The next phase of our involvement in the Ofwat Innovation Fund Mainstreaming NbS Project will address the latter two steps. We will focus on identifying the barriers preventing mainstream investors from entering the NbS space and charting possible pathways to overcome them.
Further information on the funding and finance workstream
Since October 2023, North Star Transition has been leading the funding and finance workstream of the. Alongside 22 partners, including water companies, River Trusts, and eNGOs, this five-year initiative seeks to bring together a diverse range of expertise to drive the mainstream adoption of NbS across multiple sectors. To find out more about the programme, check out the Mainstreaming Nature-based Solutions website.
Reader’s note: From PES to Investment in NbS
It is essential to distinguish between “investment in NbS” and “PES”, two terms often confused in environmental and financial discussions.
Investment in NbS refers to long-term financing mechanisms like debt, equity, or blended finance, which provide sustained capital and align with the success and profitability of the intervention.
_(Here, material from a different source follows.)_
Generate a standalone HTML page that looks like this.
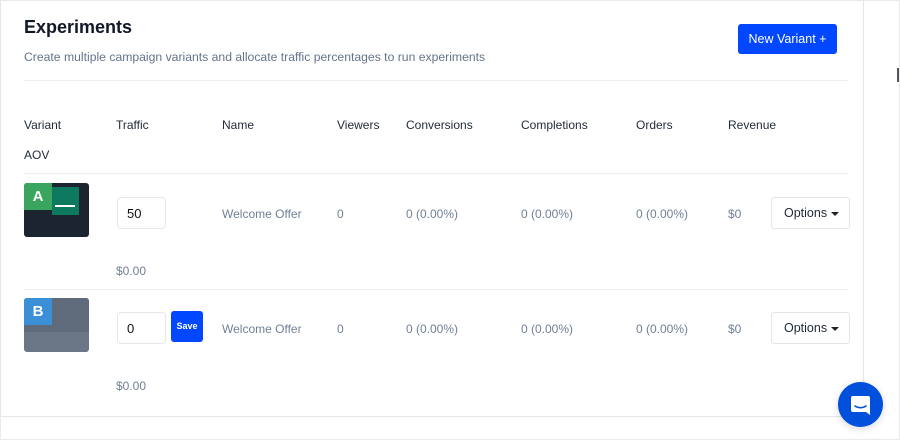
<html><head><style>
body{margin:0;width:900px;height:440px;background:#fff;font-family:"Liberation Sans",sans-serif;position:relative;overflow:hidden}
.a{position:absolute;white-space:nowrap}
.h{font-size:12px;color:#1f2937}
.v{font-size:12px;color:#718096}
.line{position:absolute;height:1px;background:#edf0f3;left:24px;width:824px}
.inp{position:absolute;left:117px;width:49px;height:32px;border:1px solid #e5e7eb;border-radius:4px;box-sizing:border-box;font-size:13px;color:#111;padding:8px 0 0 9px}
.opt{position:absolute;left:771px;width:79px;height:32px;border:1px solid #e2e5ea;border-radius:3px;box-sizing:border-box;font-size:12.5px;color:#1f2937;padding:8px 0 0 12px}
.opt:after{content:"";position:absolute;right:10px;top:14px;border:4px solid transparent;border-top-color:#222;border-bottom:0}
</style></head><body>
<div style="position:absolute;left:0;top:0;width:900px;height:440px;border:1px solid #e8eaed;box-sizing:border-box"></div>
<div style="position:absolute;left:0;top:0;width:864px;height:417px;border:1px solid #e5e7eb;border-top:none;box-sizing:border-box"></div>
<div class="a" style="left:24px;top:17px;font-size:18px;font-weight:bold;color:#111827">Experiments</div>
<div class="a" style="left:24px;top:50px;font-size:12.2px;color:#64748b">Create multiple campaign variants and allocate traffic percentages to run experiments</div>
<div class="a" style="left:738px;top:24px;width:99px;height:30px;background:#0047ff;border-radius:3px;color:#fff;font-size:12.5px;text-align:center;line-height:30px">New Variant +</div>
<div class="line" style="top:80px"></div>
<div class="a h" style="left:24px;top:118px">Variant</div>
<div class="a h" style="left:116px;top:118px">Traffic</div>
<div class="a h" style="left:222px;top:118px">Name</div>
<div class="a h" style="left:337px;top:118px">Viewers</div>
<div class="a h" style="left:406px;top:118px">Conversions</div>
<div class="a h" style="left:521px;top:118px">Completions</div>
<div class="a h" style="left:636px;top:118px">Orders</div>
<div class="a h" style="left:728px;top:118px">Revenue</div>
<div class="a h" style="left:24px;top:148px">AOV</div>
<div class="line" style="top:173px"></div>
<div class="a" style="left:24px;top:183px;width:65px;height:54px;background:#1c2430;border-radius:3px;overflow:hidden">
 <div style="position:absolute;left:28px;top:4px;width:27px;height:28px;background:#0d7a5f"></div>
 <div style="position:absolute;left:31px;top:22px;width:20px;height:2px;background:#fff"></div>
 <div style="position:absolute;left:0;top:0;width:28px;height:27px;background:#3aa55f;color:#fff;font-weight:bold;font-size:15px;text-align:center;line-height:27px">A</div>
</div>
<div class="inp" style="top:197px">50</div>
<div class="a v" style="left:222px;top:207px">Welcome Offer</div>
<div class="a v" style="left:337px;top:207px">0</div>
<div class="a v" style="left:406px;top:207px">0 (0.00%)</div>
<div class="a v" style="left:521px;top:207px">0 (0.00%)</div>
<div class="a v" style="left:636px;top:207px">0 (0.00%)</div>
<div class="a v" style="left:728px;top:207px">$0</div>
<div class="opt" style="top:197px">Options</div>
<div class="a v" style="left:116px;top:264px">$0.00</div>
<div class="line" style="top:289px"></div>
<div class="a" style="left:24px;top:298px;width:65px;height:54px;background:#6b7787;border-radius:3px;overflow:hidden">
 <div style="position:absolute;left:0;top:0;width:65px;height:34px;background:#5f6b7a"></div>
 <div style="position:absolute;left:0;top:0;width:28px;height:27px;background:#3b8fd6;color:#fff;font-weight:bold;font-size:15px;text-align:center;line-height:27px">B</div>
</div>
<div class="inp" style="top:312px">0</div>
<div class="a" style="left:171px;top:311px;width:32px;height:31px;background:#0047ff;border-radius:3px;color:#fff;font-size:9px;font-weight:bold;text-align:center;line-height:31px">Save</div>
<div class="a v" style="left:222px;top:322px">Welcome Offer</div>
<div class="a v" style="left:337px;top:322px">0</div>
<div class="a v" style="left:406px;top:322px">0 (0.00%)</div>
<div class="a v" style="left:521px;top:322px">0 (0.00%)</div>
<div class="a v" style="left:636px;top:322px">0 (0.00%)</div>
<div class="a v" style="left:728px;top:322px">$0</div>
<div class="opt" style="top:312px">Options</div>
<div class="a v" style="left:116px;top:379px">$0.00</div>
<div class="a" style="left:897px;top:68px;width:2px;height:14px;background:#555"></div>
<div class="a" style="left:838px;top:382px;width:45px;height:45px;border-radius:50%;background:#0150dc;box-shadow:0 2px 8px rgba(0,0,0,.15)">
<svg width="45" height="45" viewBox="0 0 45 45"><path d="M15 14h15a2 2 0 0 1 2 2v17l-4-3H15a2 2 0 0 1-2-2V16a2 2 0 0 1 2-2z" fill="#fff"/><path d="M17 24q5.5 3.5 11 0" stroke="#0150dc" stroke-width="1.6" fill="none" stroke-linecap="round"/></svg></div>
</body></html>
These mechanisms are familiar and appealing to mainstream financial institutions.
Payments for Ecosystem Services (PES), by contrast, involve one-off transactions where buyers pay for specific, measurable ecosystem services (e.g., carbon credits, biodiversity units, or water quality trading). PES is transactional, with no ongoing relationship between buyer and seller.
The key difference lies in the relationship and time horizon: investment in NbS fosters long-term partnerships and generates returns over time, while PES is limited in scope and insufficient to scale NbS to a systemic level.
In this post, we use “investment” in its financial sense. To unlock the vast resources of mainstream financial institutions, we must speak their language and utilise financial products they understand, enabling transformative investments that go beyond the capabilities of PES.